E invece «I fratelli Mezzaluna» di che cosa tratta?
«È un libro, questo, che nasce da un’altra mia urgenza. Io ho sempre adorato i libri che sanno essere sia per grandi che per bambini: vi ho sempre visto una perfezione nella capacità di trovare le parole giuste per dei fruitori apparentemente così distanti e diversi. Ragione per cui ho spesso cercato di confrontarmi con quel modello. Così nasce “I fratelli Mezzaluna”, un testo che è anche per ragazzi e ragazze. In questa storia si trovano di mondi: in uno tutto va bene ma hanno congelato le emozioni, nell’altro invece – che è un mondo sottopelle – vivono solo le emozioni, ma allo stato brado. È così che questi due mondi devono comunicare e saranno proprio i fratelli Mezzaluna creare un ponte tra loro. Questo è un tema che vale sia per noi adulti, che non dobbiamo scordarci del sottopelle, delle emozioni forti (parlando di questi temi non posso fare a meno di pensare a una scrittrice scomparsa qualche giorno fa, Michela Murgia, che ha dedicato la sua vita a parlare tali questioni) che per i bambini, che temo perdano il desiderio di entrare in connessione e contatto con l’altro, a causa delle nuove modalità della comunicazione. L’incontro con l’alterità arricchisce la nostra vita, ma fa paura. Se non affrontiamo quella paura, se non compiamo quel viaggio nel nostro sottopelle e tutto ciò che questo comporta, perdiamo l’occasione di essere umani nel mondo».

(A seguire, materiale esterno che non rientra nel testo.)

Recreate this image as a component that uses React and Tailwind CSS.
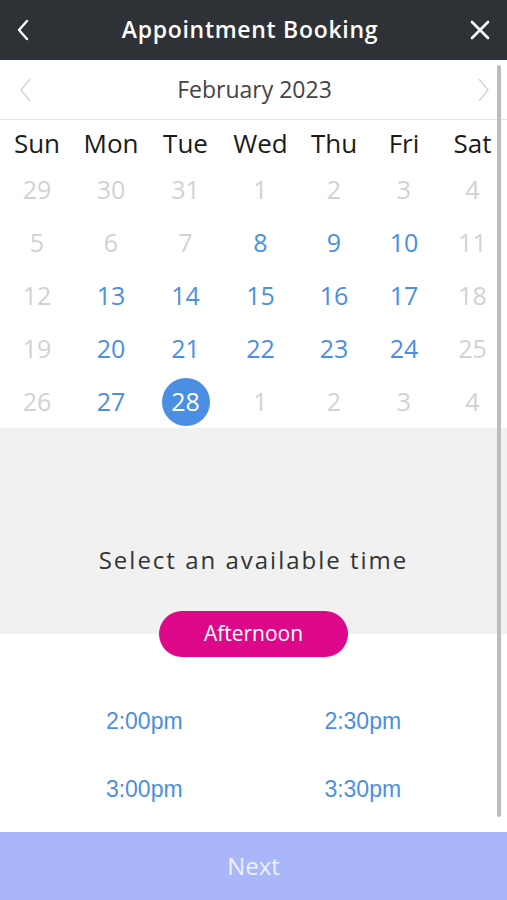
import React from "react";

const cols = "grid grid-cols-[74px_74px_75px_75px_72px_68px_69px]";

const weeks = [
  [["29", 0], ["30", 0], ["31", 0], ["1", 0], ["2", 0], ["3", 0], ["4", 0]],
  [["5", 0], ["6", 0], ["7", 0], ["8", 1], ["9", 1], ["10", 1], ["11", 0]],
  [["12", 0], ["13", 1], ["14", 1], ["15", 1], ["16", 1], ["17", 1], ["18", 0]],
  [["19", 0], ["20", 1], ["21", 1], ["22", 1], ["23", 1], ["24", 1], ["25", 0]],
  [["26", 0], ["27", 1], ["28", 2], ["1", 0], ["2", 0], ["3", 0], ["4", 0]],
];

export default function App() {
  return (
    <div className="relative w-[507px] h-[900px] overflow-hidden bg-white flex flex-col" style={{ fontFamily: '"Open Sans", "Noto Sans", sans-serif' }}>
      {/* Header */}
      <div className="h-[60px] bg-[#2e3136] flex items-center justify-between px-[12px] shrink-0">
        <svg width="18" height="24" viewBox="0 0 18 24" className="ml-[2px]">
          <path d="M13 3 L5 12 L13 21" fill="none" stroke="white" strokeWidth="2.4" strokeLinecap="round" strokeLinejoin="round" />
        </svg>
        <div className="text-white text-[23px] font-semibold tracking-[0.7px] -mt-[2px]" style={{ fontFamily: '"Open Sans", sans-serif' }}>
          Appointment Booking
        </div>
        <svg width="24" height="24" viewBox="0 0 24 24" className="mr-[3px]">
          <path d="M4 4 L20 20 M20 4 L4 20" fill="none" stroke="white" strokeWidth="2.6" strokeLinecap="round" />
        </svg>
      </div>

      {/* Month */}
      <div className="h-[60px] border-b border-[#e6e6e6] flex items-center justify-between px-[18px] shrink-0">
        <svg width="14" height="26" viewBox="0 0 14 26">
          <path d="M12 2 L3 13 L12 24" fill="none" stroke="#d6d6d6" strokeWidth="1.5" />
        </svg>
        <div className="text-[23px] text-[#444]">February 2023</div>
        <svg width="14" height="26" viewBox="0 0 14 26" className="mr-[-2px]">
          <path d="M2 2 L11 13 L2 24" fill="none" stroke="#d6d6d6" strokeWidth="1.5" />
        </svg>
      </div>

      {/* Weekdays */}
      <div className={`${cols} h-[43px] items-center pt-[3px] text-[26px] text-[#1a1a1a] shrink-0`}>
        {["Sun", "Mon", "Tue", "Wed", "Thu", "Fri", "Sat"].map((d) => (
          <div key={d} className="text-center">{d}</div>
        ))}
      </div>

      {/* Dates */}
      <div className="shrink-0">
        {weeks.map((w, i) => (
          <div key={i} className={`${cols} h-[53px] items-center`}>
            {w.map(([n, s], j) => (
              <div key={j} className="flex justify-center">
                {s === 2 ? (
                  <div className="w-[48px] h-[48px] rounded-full bg-[#4a8fe2] text-white text-[25px] flex items-center justify-center">{n}</div>
                ) : (
                  <div className={`text-[25px] ${s === 1 ? "text-[#4a8fe2]" : "text-[#d2d2d2]"}`}>{n}</div>
                )}
              </div>
            ))}
          </div>
        ))}
      </div>

      {/* Select time */}
      <div className="h-[206px] bg-[#f1f1f1] flex flex-col items-center justify-end shrink-0">
        <div className="text-[24px] text-[#333] tracking-[2px] leading-[32px] mb-[35px]">Select an available time</div>
        <div className="relative z-10 -mb-[23px] w-[189px] h-[46px] rounded-full bg-[#dd0889] text-white text-[21px] flex items-center justify-center">
          Afternoon
        </div>
      </div>

      {/* Times */}
      <div className="flex-1 pt-[53px] px-[35px]" style={{ fontFamily: '"Liberation Sans", Arial, sans-serif' }}>
        <div className="grid grid-cols-2">
          {["2:00pm", "2:30pm", "3:00pm", "3:30pm"].map((t) => (
            <div key={t} className="h-[68px] flex items-center justify-center text-[23px] text-[#4a8fe2]">{t}</div>
          ))}
        </div>
      </div>

      {/* Next */}
      <div className="h-[68px] bg-[#a9b6f9] flex items-center justify-center text-[24px] text-[#eef1ff] shrink-0">Next</div>

      {/* Scrollbar overlay */}
      <div className="absolute left-[497px] top-[65px] w-[4px] h-[752px] rounded-full bg-[#bdbdbd]" />
    </div>
  );
}
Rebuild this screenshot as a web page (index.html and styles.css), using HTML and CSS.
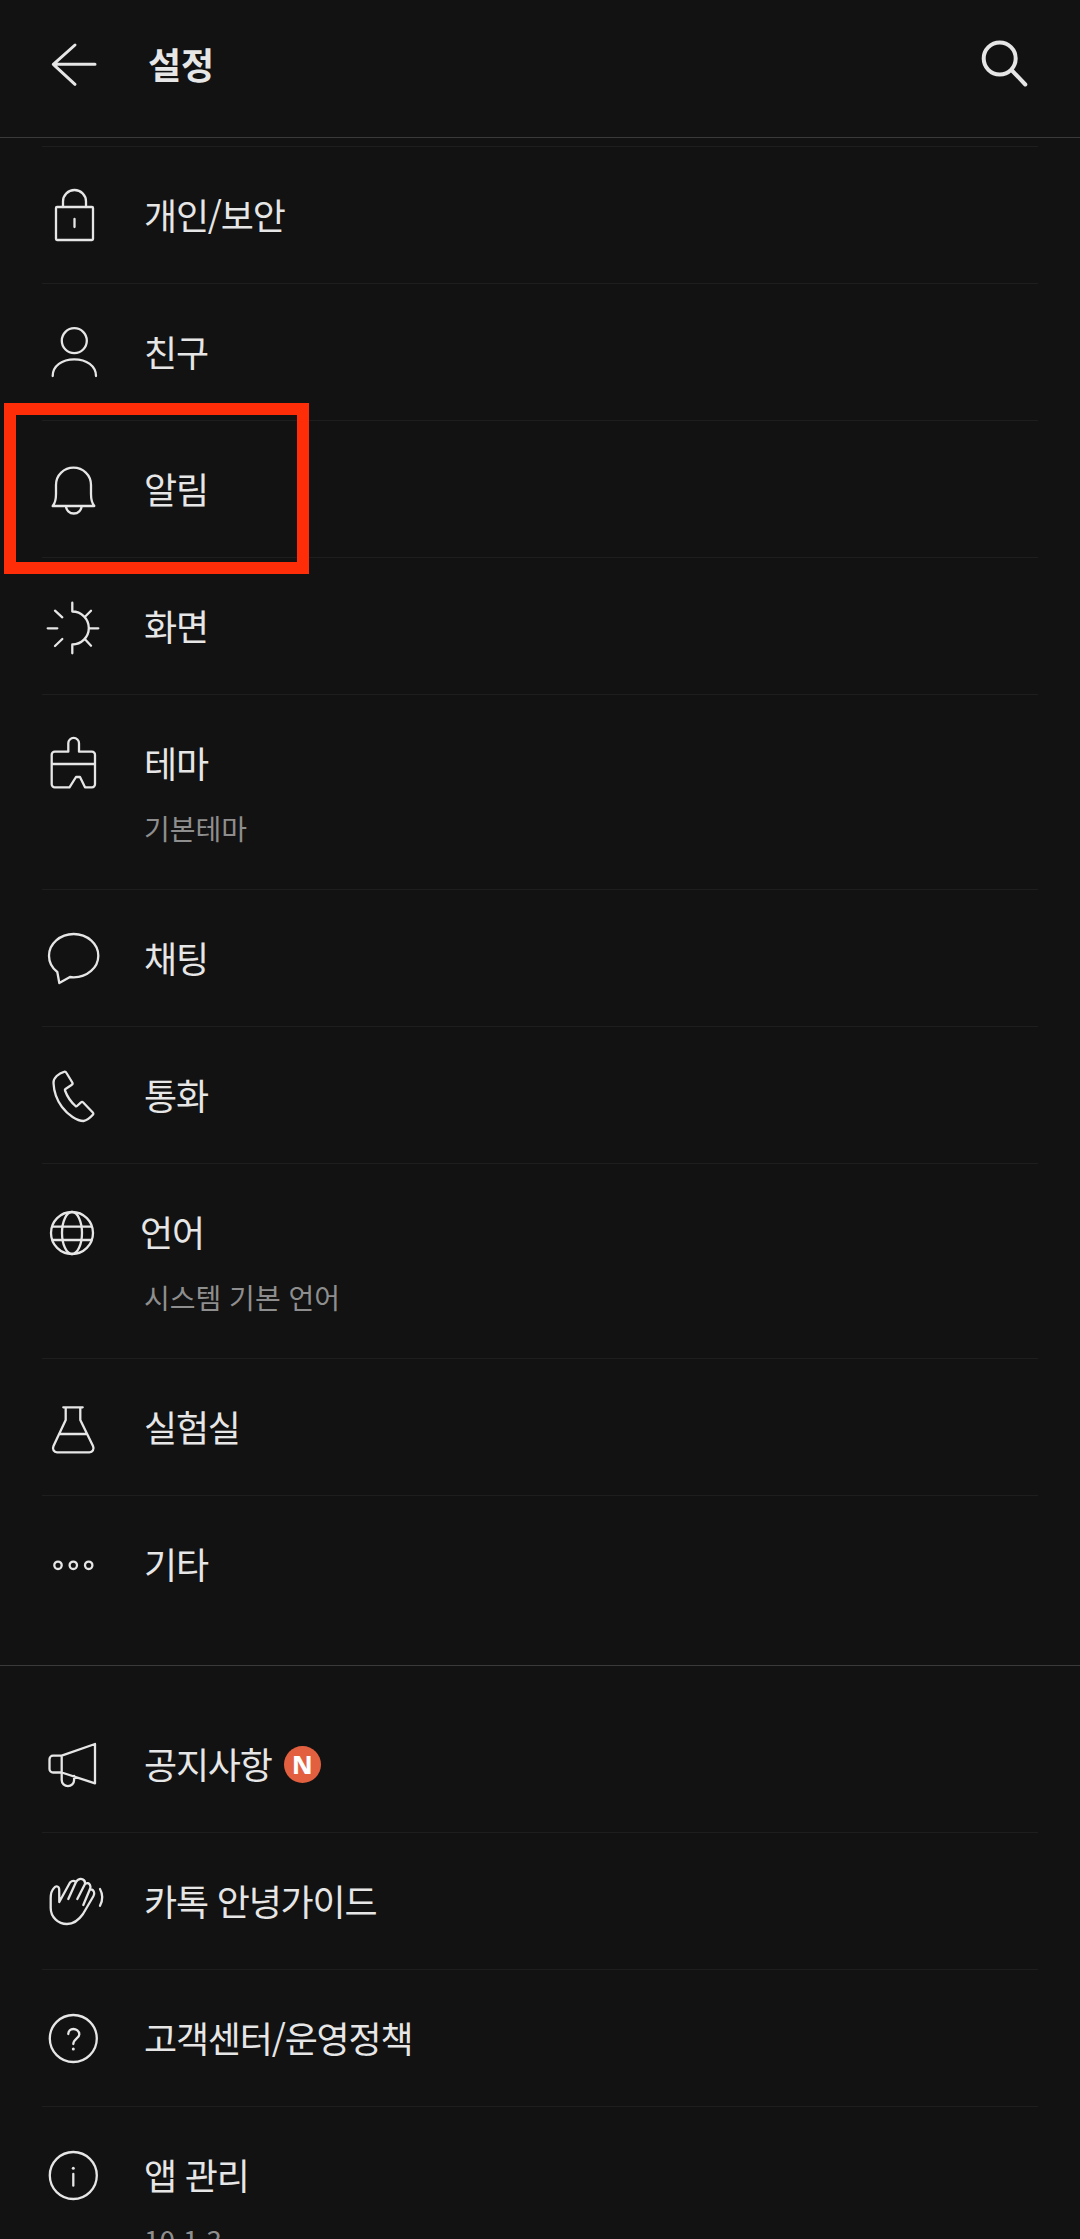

Un’ultima domanda. Perché sono «da leggere» i suoi libri?
«Ogni volta che arriva il momento del firmacopie nelle presentazioni dei miei libri c’è sempre qualcuno che mi dice “c’è un tuo libro che mi ha salvato la vita”. E io so che sta parlando di “Per dieci minuti”. Un libro che non avrebbe potuto salvare le vite degli altri se prima non avesse salvato la mia. Mentre per quanto riguarda “I fratelli Mezzaluna” il mio sogno è che venga letto dai genitori assieme ai figli. Penso che sia fondamentale invitare le persone a leggere non perché è giusto, ma perché è bello. La lettura non può essere collocata sul senso del dovere».